Baby Stuff · Parenting · Super Woman

Adjusting to Life with TWO Kids

Learning to Adjust to Life with Two Kids

Okay, ladies. Interested in knowing what it’s like to have a 2nd kid? Beginning with maternity leave, this is what you don’t hear from the other moms. I mean, seriously… Why did no one tell us that having a second kid would be so HARD?? It’s not even double the work. It’s MORE than double the work. I am freaking exhausted.

Here’s the deal. My daughter is 26 months old; my son is now 3 months old.

Remember the days of the first go-round of maternity leave with your first kid? You napped when they napped. You watched your favorite shows on Netflix while feeding the little darling. You placed your precious baby in a bouncer in the kitchen so you two could chat or sing while you cooked dinner. Ahhh… that’s the life. (Okay, so it was a little crazier than that while in the moment, but in hindsight it was one of the most peaceful times at home—especially in comparison of what’s to come!)

This time around, however… OY!! You still have to heal from the labor and delivery process. You’ve been through the ringer physically giving birth to your new spawn, so feeling better “down there” simply takes time.
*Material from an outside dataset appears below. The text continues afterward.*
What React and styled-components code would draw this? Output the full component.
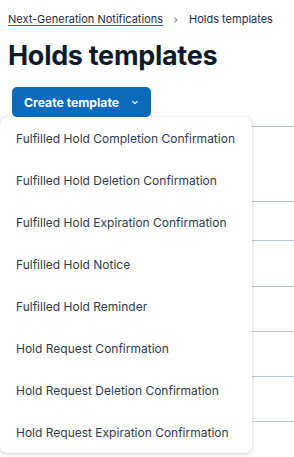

On top of that, you have to feed the baby every 2-4 hours in the first few weeks, which means you’re not getting nearly enough sleep to function like a normal human being.Toddler R and Baby G

Now let’s add a rambunctious toddler to the mix. Heaven help me. I mean, I love her dearly but she is not making this transition any easier. Toddler R no longer takes multiple naps throughout the day. She sleeps from 12pm to 2pm. If you can’t get your new little bundle of joy to sleep during that same time, you get NO break… All. Freaking. Day. There’s no napping when the baby naps. Instead, you use that time to actually give the toddler some undivided attention so she doesn’t feel second-class. There’s no watching your favorite shows on Netflix while feeding either kid, cause those shows are likely not kid appropriate. (Well, mine weren’t. I love Scandal, How to Get Away With Murder, Jane the Virgin, etc.) While everyone is awake, you’re trying to entertain the toddler while still enjoying time with your infant. The struggle is real. It’s seriously a juggling act. This alone will challenge your patience and push you to the emotional breaking point—especially since you’re beyond sleep deprived.

Now if you like a tidy home, trying to fit in vacuuming or laundry or dishes into this new juggling act can be a little intense. Eventually, I just focused on one task a day, rotating those tasks throughout the week. So the house never got completely crazy. (Now that I’m back at work full-time, it’s a totally different story cause who has time for that?!)

Oh—and getting two kids out the door to run a simple errand? That’s a LOT of work. There were days I was too tired to leave the house. But then I had to entertain both kids all day which was exhausting. There were days when I wanted to get everyone out of the house for some activity. But the effort to get everyone dressed and in the car was exhausting, not to mention making sure everyone was on their best behavior while out and about. Oy. It was a lose/lose situation at times.

And grocery shopping? With one kid, you can just set her in the appropriate seat in the grocery cart and completely fill up the basket with everything you need for the upcoming week. With two kids, you’ve lost some MAJOR grocery cart real estate. So you either have to make multiple trips to the grocery store each week, or you wait until the kids go to bed in the evenings (with hubby home, of course) and force yourself out of the house when you’re at your most tired point of the day.

*NOTE: I started using Shipt it this week. It’s a service/app where you can order groceries/supplies online from Meijer and said items get delivered to your door by a personal shopper. The cost is totally worth all that time saved when I’m crazy exhausted.

Don’t get me wrong. I’m enjoying spending times with these kids, watching them learn and grow. They make me smile and flat-out belly laugh so much! Life is so much better with them here.

I hear this is the hardest stage with them at this particular age. So I’m looking forward to getting to an “easier” spot, all while not wishing their lives away… I NEED to still savor each moment as it comes. They grow up WAY too quickly and I don’t want to miss a second of it.

In fact, I shared a draft of this post with my mom who shared, “Every day is a little bit of the same, but a little bit of different as they grow…when you look back, you won’t remember any of the tired, overwhelmed stuff. You’ll remember the happy moments as well as all the smiles and the hugs!”

So there you have it. And now maternity leave is over. It’s bittersweet being back at work full-time. I love having “me time” where I get to talk to adults and drink coffee while it’s still hot. But I do miss spending so much time with my kiddos. Surely, there’s a perfect balance somewhere. Until then, this is my world. No matter how tough it is, I honestly wouldn’t trade it for the world.